Justice Department Requires General Electric to Divest Aftermarket Business in Order to Complete Alstom Purchase
The Department of Justice announced today that it will require General Electric Company (GE) to divest Alstom S.A.’s subsidiary Power Systems Mfg. LLC (PSM) in order for GE to proceed with its proposed approximately $13.8 billion acquisition of Alstom.
The Antitrust Division filed a civil antitrust lawsuit in the U.S. District Court of the District of Columbia to block the proposed transaction. At the same time, the department filed a proposed settlement that, if approved by the court, would resolve the department’s competitive concerns alleged in the lawsuit.
“The acquisition as originally proposed would have eliminated General Electric’s primary competitor in the supply of aftermarket parts and services for GE gas turbines in the United States,” said Principal Deputy Assistant Attorney General Renata B. Hesse of the Antitrust Division. “We appreciate the close cooperation of the European Commission, which greatly facilitated our investigation and helped formulate remedies that will preserve competition in the United States and internationally.”
The European Commission announced today that in order to address its competitive concerns with the acquisition, it will require GE to divest a package of Alstom assets relating to the development and manufacture of large gas turbines widely used in Europe, including PSM. The department’s Antitrust Division and the European Commission cooperated closely throughout the course of their respective investigations, with frequent contact between the agencies.
According to the department’s complaint, only three competitors, including GE and PSM, develop, manufacture and sell new aftermarket parts to repair and service GE 7FA gas turbines installed in the United States. PSM’s entry in 1998 into the aftermarket parts and service market led to widespread price decreases, including a drop of 60 to 70 percent in the price of replacement parts for GE 7FA gas turbines. In addition, PSM’s entry led to the development of many new parts that have improved the performance of GE 7FA gas turbines. The loss of PSM as an independent competitor would have harmed owners of GE turbines and ultimately U.S. consumers.

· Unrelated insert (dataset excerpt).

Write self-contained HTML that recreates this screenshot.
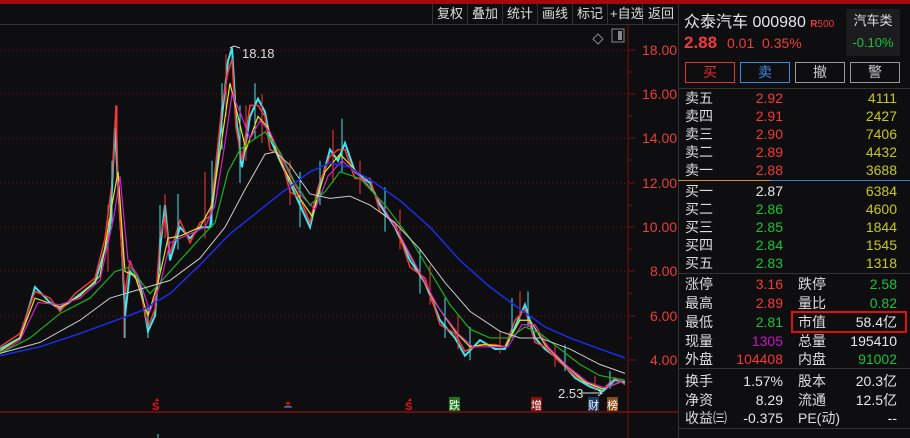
<!DOCTYPE html>
<html><head><meta charset="utf-8"><style>
*{margin:0;padding:0;box-sizing:border-box}
body{width:910px;height:438px;background:#0e0e10;overflow:hidden;position:relative;font-family:"Liberation Sans","Noto Sans CJK SC",sans-serif;color:#ddd}
.a{position:absolute;white-space:nowrap}
.tb{position:absolute;top:4px;height:20px;font-size:13px;color:#ddd;line-height:20px}
.sp{position:absolute;top:4px;width:1px;height:20px;background:#333}
.r{color:#f23a3a}.g{color:#19c23a}.y{color:#c8c814}.w{color:#e6e6e6}.m{color:#c01cc0}
.row{position:absolute;left:678px;width:232px;height:18px;font-size:14px;line-height:18px}
.row span{position:absolute}
</style></head><body>
<div class="a" style="left:0;top:0;width:910px;height:4px;background:#a3080c"></div>
<div class="a" style="left:0;top:24px;width:678px;height:1px;background:#333"></div>
<div class="sp" style="left:432px"></div><div class="sp" style="left:467px"></div><div class="sp" style="left:502px"></div><div class="sp" style="left:537px"></div><div class="sp" style="left:572px"></div><div class="sp" style="left:607px"></div><div class="sp" style="left:642px"></div>
<div class="tb" style="left:437px">复权</div>
<div class="tb" style="left:472px">叠加</div>
<div class="tb" style="left:507px">统计</div>
<div class="tb" style="left:542px">画线</div>
<div class="tb" style="left:577px">标记</div>
<div class="tb" style="left:610px">+自选</div>
<div class="tb" style="left:648px">返回</div>
<div class="a" style="left:678px;top:4px;width:1px;height:434px;background:#333"></div>
<svg class="a" style="left:0;top:0" width="678" height="438">
<g stroke="#7a1010" stroke-dasharray="1,3" stroke-width="1">
<line x1="0" y1="50" x2="628" y2="50"/><line x1="0" y1="94" x2="628" y2="94"/><line x1="0" y1="138" x2="628" y2="138"/><line x1="0" y1="183" x2="628" y2="183"/><line x1="0" y1="227" x2="628" y2="227"/><line x1="0" y1="271" x2="628" y2="271"/><line x1="0" y1="316" x2="628" y2="316"/><line x1="0" y1="360" x2="628" y2="360"/></g>
<line x1="628" y1="25" x2="628" y2="438" stroke="#7a1010"/>
<line x1="0" y1="412" x2="678" y2="412" stroke="#7a1010" stroke-width="1.5"/>
<path d="M628 50h7M628 94h7M628 138h7M628 183h7M628 227h7M628 271h7M628 316h7M628 360h7M628 72h4M628 116h4M628 160h4M628 205h4M628 249h4M628 293h4M628 338h4M628 382h4" stroke="#7a1010"/>
<g font-size="14" fill="#f23a3a" font-family="Liberation Sans"><text x="642" y="55">18.00</text><text x="642" y="99">16.00</text><text x="642" y="143">14.00</text><text x="642" y="188">12.00</text><text x="642" y="232">10.00</text><text x="650" y="276">8.00</text><text x="650" y="321">6.00</text><text x="650" y="365">4.00</text></g>
<path d="M598 34l5 5-5 5-5-5z" fill="none" stroke="#888"/><rect x="612" y="29" width="12" height="13" fill="none" stroke="#888"/><rect x="618" y="31" width="4" height="9" fill="#888"/>
<g transform="translate(0,448.7) scale(1,-22.15)" fill="none">
<polyline vector-effect="non-scaling-stroke" stroke="#3fe6f0" stroke-width="2" points="0,4.5 20,5 35,7.3 50,6.6 60,6.3 75,6.8 95,7.5 105,9 110,10 115,14.5 118,12 122,9 125,6 130,8 140,7.5 148,5.3 155,6 160,9 165,11 170,8.5 180,10 190,9.5 200,10 210,10 215,12 222,15 228,17.5 232,18.1 236,15 242,12.7 250,15 258,15.8 265,15.2 270,14 280,13 290,12 300,11 310,10 318,11.5 330,13.5 338,13 345,13.8 355,12.5 370,12 380,11 395,10 410,8.5 425,7.5 440,5.8 455,5 465,4.2 480,4.9 495,4.5 505,4.5 515,5.5 525,6.5 535,5 545,4.5 560,4 575,3.2 590,2.8 603,2.6 615,3.1 625,3"/>
<polyline vector-effect="non-scaling-stroke" stroke="#f23a3a" stroke-width="1.5" points="0,4.6 20,5.2 35,7.1 50,6.8 60,6.2 75,7 95,7.7 105,9.5 112,12 116,15.5 118,12 123,8 125,7 130,8.5 140,7.2 148,5.5 155,6.3 160,9.5 165,10.5 170,8.8 180,10.3 190,9.3 200,10.2 210,10.5 215,12.5 222,15.5 228,17 232,17.6 236,14.5 242,13 250,15.5 258,15.5 265,15 270,13.5 280,13.3 290,11.6 300,11.3 310,10.2 318,11.8 330,13.2 338,13.5 345,13.5 355,12.2 370,12.2 380,10.7 395,10.2 410,8.2 425,7.7 440,5.6 455,5.2 465,4.4 480,4.7 495,4.7 505,4.6 515,5.8 525,6.3 535,4.8 545,4.6 560,3.9 575,3.3 590,2.9 603,2.7 615,3.2 625,2.9"/>
<path vector-effect="non-scaling-stroke" stroke="#3fe6f0" stroke-width="1" d="M112 10v3M160 8v3M178 9v2.5M212 10v3M222 13.5v3M240 12v3.5M255 14v2.5M300 10v2.5M320 11v2M342 12.5v2.4M385 9.8v2M420 7v2M445 5v1.8M470 4v1.5M512 5v1.8M528 5.5v1.6M565 3.5v1.2M610 2.7v0.8M125 5v2M148 5v1.5"/>
<path vector-effect="non-scaling-stroke" stroke="#f23a3a" stroke-width="1" d="M108 8v3M117 13v2.5M165 9.5v2M205 9.5v3M226 15v2.8M246 13v2.5M262 13.8v2.2M290 11v2M333 12v2.4M360 11.5v1.5M400 9v1.8M430 6.5v1.8M458 4.5v1.5M500 4.3v1M520 5.8v1.3M555 3.7v1M595 2.6v0.7M124 5v2"/>
<polyline vector-effect="non-scaling-stroke" stroke="#e8e020" stroke-width="1.2" points="0,4.4 20,5 35,6.8 60,6.4 80,6.9 100,7.8 112,11 118,12.5 125,8 135,7.8 148,6 158,7.5 168,9.5 180,9.6 200,10 212,11 222,14 230,16.5 238,15 246,13.5 258,15 268,14.5 280,13 300,11.3 312,10.5 325,12.5 340,13.3 355,12.6 375,11.5 395,10 415,8.3 435,6.6 455,5.3 470,4.6 485,4.7 505,4.6 520,5.8 530,5.8 545,4.7 565,3.8 585,3 603,2.7 620,3"/>
<polyline vector-effect="non-scaling-stroke" stroke="#d020d0" stroke-width="1.2" points="0,4.3 20,4.9 38,6.6 60,6.5 80,6.8 100,7.6 114,10.5 120,12.3 128,8.5 138,7.8 150,6.2 160,7.4 170,9.3 185,9.6 205,10 215,11 225,13.8 232,16 240,15.2 250,14 260,14.8 270,14.3 285,12.8 300,11.5 315,10.8 328,12.3 342,13 358,12.4 378,11.3 398,9.8 418,8.1 438,6.4 458,5.2 473,4.6 488,4.6 508,4.6 522,5.6 535,5.6 548,4.6 568,3.7 588,3 605,2.75 622,3.05"/>
<polyline vector-effect="non-scaling-stroke" stroke="#1cb01c" stroke-width="1.2" points="0,4.3 30,5 60,6.1 90,6.8 115,8 130,8.2 150,7 170,8 200,9.5 215,10.2 228,12.5 240,13.5 255,14 265,14.3 280,13.4 295,12 310,11 325,11.6 340,12.5 360,12.2 385,11 410,9.5 430,8 450,6.5 470,5.4 490,5 510,5 525,5.5 540,5.2 560,4.5 580,3.8 600,3.3 625,3.1"/>
<polyline vector-effect="non-scaling-stroke" stroke="#cccccc" stroke-width="1" points="0,4.3 40,4.8 80,5.8 110,6.8 140,7.2 170,7.6 200,8.6 225,10 245,11.7 265,13.3 275,13.4 290,12.8 310,11.5 330,11.3 350,11.4 370,11 395,10.2 420,9 445,7.5 470,6.2 500,5.3 520,5 540,5 570,4.5 600,3.8 625,3.4"/>
<polyline vector-effect="non-scaling-stroke" stroke="#1a2ee8" stroke-width="1.5" points="0,4.2 40,4.6 80,5.2 110,5.7 140,6.2 170,7 200,8.3 230,9.7 255,10.6 280,11.5 310,12.5 330,12.9 350,12.7 375,12 400,11.2 430,10 460,8.5 490,7.3 520,6.3 545,5.5 570,5 600,4.5 625,4.1"/>
</g>
<path d="M230 48l4-2 6 2" stroke="#ddd" fill="none"/><text x="242" y="58" font-size="13" fill="#ddd">18.18</text>
<text x="558" y="398" font-size="13" fill="#ddd">2.53</text><path d="M582 393h20l-4-3m4 3l-4 3" stroke="#ddd" fill="none"/>
<g font-size="11" font-family="Liberation Sans" font-weight="bold"><text x="152" y="410" fill="#f01010">S</text><text x="405" y="410" fill="#f01010">S</text></g>
<path d="M157 398l2 3h-4zM410 398l2 3h-4z" fill="#f01010"/><path d="M288 401l3 3h-6zM288 404l3 3h-6z" fill="#c01010"/><path d="M284 407h8" stroke="#3af"/>
<rect x="449" y="397" width="11" height="14" fill="#1a7a1a"/><text x="449" y="409" font-size="11" fill="#fff">跌</text>
<rect x="531" y="397" width="11" height="14" fill="#8a1010"/><text x="531" y="409" font-size="11" fill="#fff">增</text>
<rect x="588" y="397" width="11" height="14" fill="#1a3a6a"/><text x="588" y="409" font-size="11" fill="#fff">财</text>
<rect x="607" y="397" width="11" height="14" fill="#8a4a10"/><text x="607" y="409" font-size="11" fill="#fff">榜</text>
<line x1="158" y1="434" x2="158" y2="438" stroke="#3fe6f0"/>
</svg>
<div class="a" style="left:684px;top:8px;font-size:16px;color:#e6e6e6">众泰汽车 000980 <span style="color:#f23a3a;font-size:10px;font-weight:bold">R</span><span style="color:#f23a3a;font-size:10px">500</span></div>
<div class="a" style="left:684px;top:33px;font-size:17px;font-weight:bold;color:#f23a3a">2.88</div>
<div class="a" style="left:727px;top:35px;font-size:14px;color:#f23a3a">0.01&nbsp;&nbsp;0.35%</div>
<div class="a" style="left:846px;top:9px;width:54px;height:47px;background:#1c1c1e;text-align:center;font-size:13px;line-height:22px;padding-top:1px">汽车类<br><span class="g">-0.10%</span></div>
<div class="a" style="left:685px;top:62px;width:50px;height:21px;border:1px solid #e03030;color:#e03030;text-align:center;font-size:14px;line-height:19px">买</div>
<div class="a" style="left:740px;top:62px;width:50px;height:21px;border:1px solid #3a8ae0;color:#3a8ae0;text-align:center;font-size:14px;line-height:19px">卖</div>
<div class="a" style="left:795px;top:62px;width:50px;height:21px;border:1px solid #999;color:#ccc;text-align:center;font-size:14px;line-height:19px">撤</div>
<div class="a" style="left:850px;top:62px;width:50px;height:21px;border:1px solid #999;color:#ccc;text-align:center;font-size:14px;line-height:19px">警</div>
<div class="a" style="left:678px;top:88px;width:232px;height:1px;background:#333"></div>
<div class="a" style="left:678px;top:180px;width:93px;height:1px;background:#c89040"></div>
<div class="a" style="left:771px;top:180px;width:139px;height:1px;background:#3a7ad0"></div>
<div class="a" style="left:678px;top:273px;width:232px;height:1px;background:#333"></div>
<div class="a" style="left:678px;top:368px;width:232px;height:1px;background:#333"></div>
<div class="a" style="left:678px;top:428px;width:232px;height:1px;background:#333"></div>
<div class="row" style="top:89px"><span style="left:7px">卖五</span><span class="r" style="right:127px">2.92</span><span class="y" style="right:13px">4111</span></div>
<div class="row" style="top:107px"><span style="left:7px">卖四</span><span class="r" style="right:127px">2.91</span><span class="y" style="right:13px">2427</span></div>
<div class="row" style="top:125px"><span style="left:7px">卖三</span><span class="r" style="right:127px">2.90</span><span class="y" style="right:13px">7406</span></div>
<div class="row" style="top:143px"><span style="left:7px">卖二</span><span class="r" style="right:127px">2.89</span><span class="y" style="right:13px">4432</span></div>
<div class="row" style="top:161px"><span style="left:7px">卖一</span><span class="r" style="right:127px">2.88</span><span class="y" style="right:13px">3688</span></div>
<div class="row" style="top:182px"><span style="left:7px">买一</span><span class="w" style="right:127px">2.87</span><span class="y" style="right:13px">6384</span></div>
<div class="row" style="top:200px"><span style="left:7px">买二</span><span class="g" style="right:127px">2.86</span><span class="y" style="right:13px">4600</span></div>
<div class="row" style="top:218px"><span style="left:7px">买三</span><span class="g" style="right:127px">2.85</span><span class="y" style="right:13px">1844</span></div>
<div class="row" style="top:236px"><span style="left:7px">买四</span><span class="g" style="right:127px">2.84</span><span class="y" style="right:13px">1545</span></div>
<div class="row" style="top:254px"><span style="left:7px">买五</span><span class="g" style="right:127px">2.83</span><span class="y" style="right:13px">1318</span></div>
<div class="row" style="top:275px"><span style="left:7px">涨停</span><span class="r" style="right:127px">3.16</span><span style="left:120px">跌停</span><span class="g" style="right:13px">2.58</span></div>
<div class="row" style="top:294px"><span style="left:7px">最高</span><span class="r" style="right:127px">2.89</span><span style="left:120px">量比</span><span class="g" style="right:13px">0.82</span></div>
<div class="row" style="top:313px"><span style="left:7px">最低</span><span class="g" style="right:127px">2.81</span><span style="left:120px">市值</span><span class="w" style="right:13px">58.4亿</span></div>
<div class="a" style="left:791px;top:311px;width:116px;height:22px;border:2px solid #e01010"></div>
<div class="row" style="top:332px"><span style="left:7px">现量</span><span class="m" style="right:127px">1305</span><span style="left:120px">总量</span><span class="w" style="right:13px">195410</span></div>
<div class="row" style="top:350px"><span style="left:7px">外盘</span><span class="r" style="right:127px">104408</span><span style="left:120px">内盘</span><span class="g" style="right:13px">91002</span></div>
<div class="row" style="top:372px"><span style="left:7px">换手</span><span class="w" style="right:127px">1.57%</span><span style="left:120px">股本</span><span class="w" style="right:13px">20.3亿</span></div>
<div class="row" style="top:391px"><span style="left:7px">净资</span><span class="w" style="right:127px">8.29</span><span style="left:120px">流通</span><span class="w" style="right:13px">12.5亿</span></div>
<div class="row" style="top:409px"><span style="left:7px">收益㈢</span><span class="w" style="right:127px">-0.375</span><span style="left:120px">PE(动)</span><span class="w" style="right:13px">--</span></div>
</body></html>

The proposed divestiture will remedy this loss of competition. Under the terms of the proposed consent decree, GE must divest Alstom’s PSM subsidiary to Ansaldo Energia S.P.A. (Ansaldo) or an alternative, independent buyer approved by the United States.
GE, based in Connecticut, is a global manufacturing, technology and services company. GE’s subsidiary, GE Power and Water, provides power generation, energy delivery and water process technologies in a number of areas in the energy industry. In 2014, GE’s revenues from aftermarket parts and service for GE 7FA gas turbines were approximately $730 million.
PSM, headquartered in Florida, is a wholly owned subsidiary of Alstom, a French corporation. PSM provides aftermarket parts and services for a variety of turbine engines, including the GE 7FA model. In 2014, PSM’s U.S. revenues for aftermarket parts and service for GE 7FA gas turbines were approximately $90 million.
As required by the Tunney Act, the proposed consent decree, along with the department’s competitive impact statement, will be published in the Federal Register. Any person may submit written comments concerning the proposed settlement within 60 days of its publication to Maribeth Petrizzi, Chief, Litigation II Section, Antitrust Division, Department of Justice, 450 Fifth Street, N.W., Suite 8700, Washington, D.C. 20530. At the conclusion of the 60-day comment period, the court may enter the final judgment upon a finding that it serves the public interest.